__SHORT TASK__:
Count lines holding the word "this". Only the number is wanted.

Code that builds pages
++++
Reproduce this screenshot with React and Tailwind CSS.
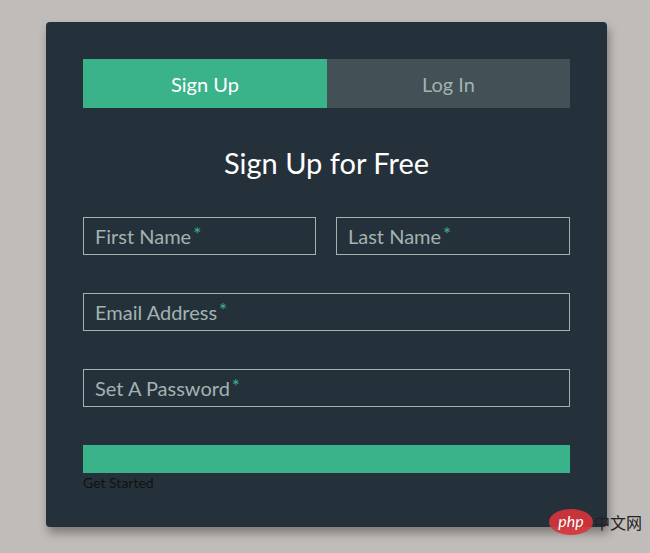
import React from "react";

function Field({ label, className = "" }) {
  return (
    <div
      className={`h-[38px] border border-[#a0b3b0] flex items-center px-[11px] text-[20px] text-[#a0b3b0] ${className}`}
    >
      {label}
      <span className="text-[#3db28a] ml-[2px] -mt-[4px] text-[19px]">*</span>
    </div>
  );
}

export default function App() {
  return (
    <div
      className="relative w-[650px] h-[553px] bg-[#c0bcb9] pt-[22px] pl-[46px]"
      style={{ fontFamily: "Lato, 'Open Sans', sans-serif" }}
    >
      <div className="w-[561px] h-[505px] bg-[#25313a] rounded-[4px] shadow-[2px_6px_10px_rgba(0,0,0,0.35)] px-[37px] pt-[37px]">
        {/* Tabs */}
        <div className="flex h-[49px]">
          <div className="w-[244px] bg-[#3ab28a] text-white flex items-center justify-center text-[20px]">
            Sign Up
          </div>
          <div className="flex-1 bg-[#435056] text-[#a0b3b0] flex items-center justify-center text-[20px]">
            Log In
          </div>
        </div>

        <h1 className="text-white text-[29px] text-center mt-[36px] leading-[38px]">
          Sign Up for Free
        </h1>

        <div className="flex gap-[20px] mt-[35px]">
          <Field label="First Name" className="w-[233px]" />
          <Field label="Last Name" className="flex-1" />
        </div>
        <Field label="Email Address" className="mt-[38px]" />
        <Field label="Set A Password" className="mt-[38px]" />

        <div className="mt-[38px] h-[28px] bg-[#3ab28a]" />
        <div className="text-[14px] text-[#111] leading-[18px] mt-[1px]">Get Started</div>
      </div>

      {/* watermark */}
      <div className="absolute left-[549px] top-[509px] flex items-center">
        <div className="w-[44px] h-[26px] rounded-[50%] bg-[#d8353a]/90 flex items-center justify-center text-white italic text-[16px] leading-none pb-[3px]">
          php
        </div>
        <span
          className="text-[16px] text-[#222] ml-[1px]"
          style={{ fontFamily: "'Noto Sans CJK SC', sans-serif" }}
        >
          中文网
        </span>
      </div>
    </div>
  );
}
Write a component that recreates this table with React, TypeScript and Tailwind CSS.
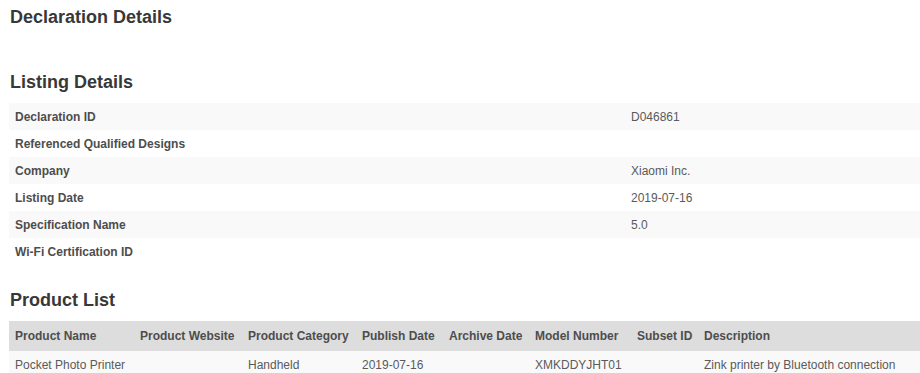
const listing = [
  { label: 'Declaration ID', value: 'D046861' },
  { label: 'Referenced Qualified Designs', value: '' },
  { label: 'Company', value: 'Xiaomi Inc.' },
  { label: 'Listing Date', value: '2019-07-16' },
  { label: 'Specification Name', value: '5.0' },
  { label: 'Wi-Fi Certification ID', value: '' },
];

const columns = [
  { name: 'Product Name', width: 'w-[125px]' },
  { name: 'Product Website', width: 'w-[108px]' },
  { name: 'Product Category', width: 'w-[114px]' },
  { name: 'Publish Date', width: 'w-[87px]' },
  { name: 'Archive Date', width: 'w-[86px]' },
  { name: 'Model Number', width: 'w-[102px]' },
  { name: 'Subset ID', width: 'w-[67px]' },
  { name: 'Description', width: '' },
];

const products = [
  [
    'Pocket Photo Printer',
    '',
    'Handheld',
    '2019-07-16',
    '',
    'XMKDDYJHT01',
    '',
    'Zink printer by Bluetooth connection',
  ],
];

const App = () => {
  return (
    <div className="min-h-[373px] bg-white pl-[9px] font-['Liberation_Sans',Arial,sans-serif] text-[12px] text-[#5a5a5a]">
      {/* Declaration Details */}
      <h2 className="pt-[7px] pl-[1px] text-[18px] leading-[20px] font-bold text-[#383838]">Declaration Details</h2>

      {/* Listing Details */}
      <h3 className="mt-[45px] pl-[1px] text-[18px] leading-[20px] font-bold text-[#383838]">Listing Details</h3>
      <table className="mt-[11px] w-full border-collapse">
        <tbody>
          {listing.map((row, i) => (
            <tr key={row.label} className={i % 2 === 0 ? 'bg-[#f9f9f9]' : 'bg-white'}>
              <td className="h-[27px] w-[616px] px-[6px] py-0 font-bold text-[#4d4d4d]">{row.label}</td>
              <td className="h-[27px] px-[6px] py-0">{row.value}</td>
            </tr>
          ))}
        </tbody>
      </table>

      {/* Product List */}
      <h3 className="mt-[25px] pl-[1px] text-[18px] leading-[20px] font-bold text-[#383838]">Product List</h3>
      <table className="mt-[11px] w-full table-fixed border-collapse">
        <thead>
          <tr className="bg-[#ddd]">
            {columns.map((col) => (
              <th key={col.name} className={`h-[30px] px-[6px] py-0 text-left font-bold whitespace-nowrap text-[#4d4d4d] ${col.width}`}>
                {col.name}
              </th>
            ))}
          </tr>
        </thead>
        <tbody>
          {products.map((row, i) => (
            <tr key={i} className="bg-[#f9f9f9]">
              {row.map((cell, j) => (
                <td key={j} className="h-[27px] px-[6px] py-0 whitespace-nowrap">
                  {cell}
                </td>
              ))}
            </tr>
          ))}
        </tbody>
      </table>
    </div>
  );
};

export default App;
++++
__ANSWER BELOW__:
2